There is also a ‘Dynamics Centre’ at Dingolfing which acts as a storage facility to provide BMW and Mini dealerships around the world with any necessary parts. From here, over 45,000 components are shipped every day to destinations all over the world.

Finally, the Dingolfing site also has toolmaking and plant engineering facilities. This is where in-house employees design and make production tools to enhance plants in BMW’s network.


Batteries for Mini at Dingolfing

A new battery assembly line has been built to supply modules for the electric Mini

BMW has been making batteries and electric motors at its Dingolfing plant for plug-in hybrid electric vehicles (PHEVs) since 2015. Over the past four years, extensive preparations have been made to ready for a rise in demand of electrified vehicles.

A few months before announcing the production of the new 7 Series, Ilka Horstmeier, director of BMW Group Plant Dingolfing, revealed plans to expand electric drive production at Dingolfing ahead of the launch of the new sedan as well as the 8 Series and iNEXT models. This, he said, would create up to 2,000 jobs

“We want to, and will, emerge as a winner in our industry’s technological transformation,” he commented. “And we will continue to pioneer future topics such as e-mobility and autonomous driving. Our industry is experiencing exciting times, and the Dingolfing plant is definitely the most exciting place you can be right now. This is where corporate strategy becomes reality.”

As well as components for the electric Mini and 7 Series PHEV, electric drive systems for upcoming models such as the iX3, the i4 and iNEXT will also be made at Dingolfing from 2020.

The electric Mini

Last year, BMW announced it was investing an undisclosed amount in the plant in order to house the production of batteries for the all-electric Mini. The ‘mid-double-digit-million-euro’ amount would be used to construct a new assembly line and to implement ‘extensive remodelling’ measures.

“With the launch of new models and growing demand for electrified vehicles, we will be stepping up production of electric components significantly over the next few months and years,” revealed Roland Maurer, head of planning and production e-powertrain at the BMW Group. The motors used in the Mini were originally sourced from the OEM’s other plant in Landshut, which is located just a 30-minute drive away.

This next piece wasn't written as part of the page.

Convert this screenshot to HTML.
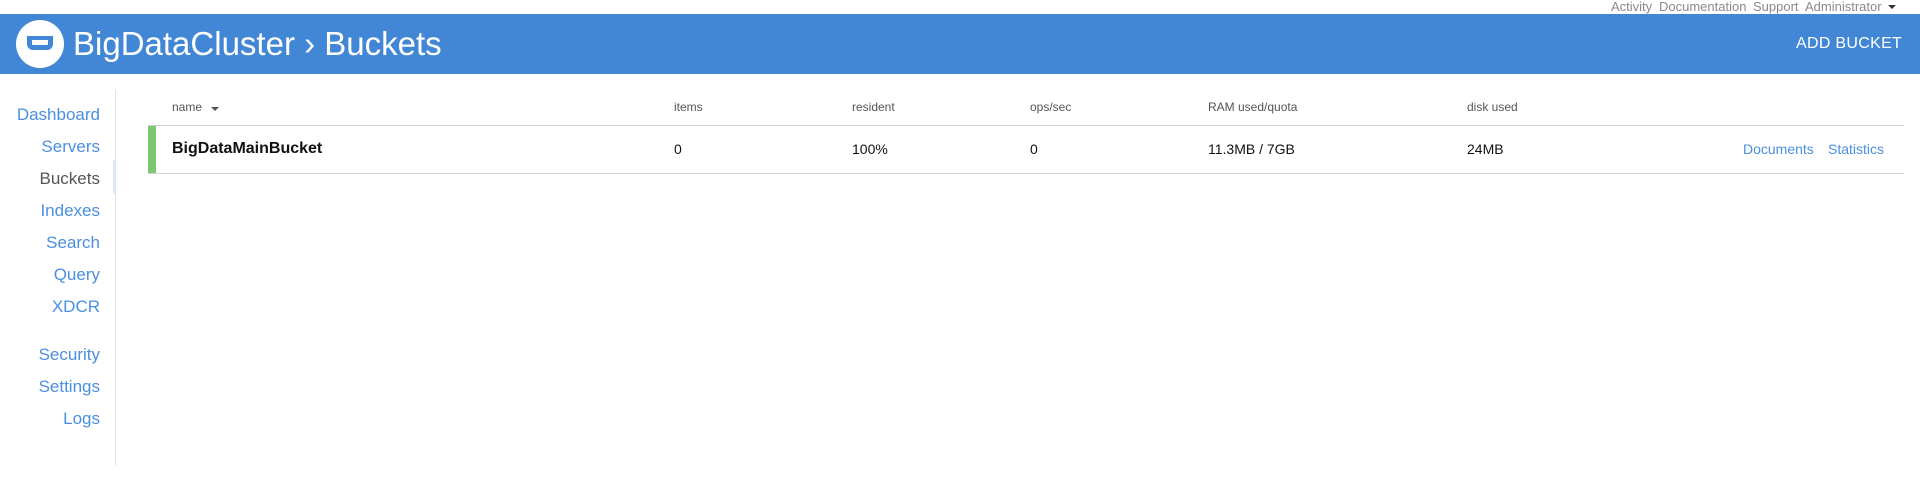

The new Mini electric is being made at BMW’s plant in Oxford, the UK, as well as in China. The latter is part of the German OEM’s partnership with Brilliance Auto - a company headquartered in Shenyang. The two have recently unveiled plans to spend over €3 billion (US$3.42 billion) in new and existing plants, doubling output at their facility in Tiexi and upping capacity at Dadong.

They are also boosting battery production output at their Shenyang facility ahead of the launch of BMW’s iX3 in 2020. Despite its clear focus on China, BMW has vowed to enhance its production network in Europe, with the Dingolfing being one of many examples. It is planning to build a new assembly facility in Hungary, and is also in the midst of expanding its Leipzig plant.

The electrified 7 Series

The German OEM has also recently started production of the new 7 Series sedan at its Dingolfing plant. The model, which is now in its sixth generation, is the first plug-in hybrid from the German OEM to come with a six-cylinder engine. “The BMW 7 Series has defined our identity at this site for over 40 years,” commented Horstmeier. “We are proud that BMW’s top model, the new BMW 7 Series Sedan, will also be built here in Dingolfing. Our goal as the brand’s primary plant for the luxury class is to ensure that every vehicle our experienced and competent team puts on the roads guarantees excellent quality.”

The 7 Series is the first BMW model using the company’s fourth generation battery technology. This provides the sedan with a pure electric driving range of up to 58km (36 miles). These batteries are made in Dingolfing at BMW’s competence centre for e-drive production, which is just a few kilometres away from the vehicle production plant. The centre also supplies batteries and other electric powertrain components to other BMW plants across the world.

One of the key themes underpinning the production of the new 7 Series is digitalisation. For example, workers on the assembly lines use smartwatches that provide a notification when a more customised order must be built, before providing instructions for any additional work steps. Another important tool being used is virtual glasses, allowing BMW to train employees on complex pre-assembly processes such as the construction of the rear lights.

The 7 Series is the number-one export from the factory in Lower Bavaria. China is a particularly strong market for the sedan, with 44% of global sales being delivered to Chinese customers in 2018. Over 1.9 million 7 Series have been built at Dingolfing since production first began back in 1977.


The latest figures

BMW held its 99th Annual General Meeting in May 2019 at the Olympic Hall in Munich. Harald Krüger, chairman of the board of management of BMW, provided an insight into the company’s performance figures and investments during 2018, with a particular focus on electrification and mobility services.

- An electrified vehicle was delivered to customers every four minutes in 2018 – 142,000 in total.

- Electrified vehicle sales increased by 40% during 2018 when compared to 2017.

- Every minute, 19 people in Europe used BMW’s car-sharing service. DriveNow cars drove more than 100m kilometres: a third of those were in all-electric mode.

- BMW invested nearly €6.9 billion (US$7.78 billion) in research and development in 2018.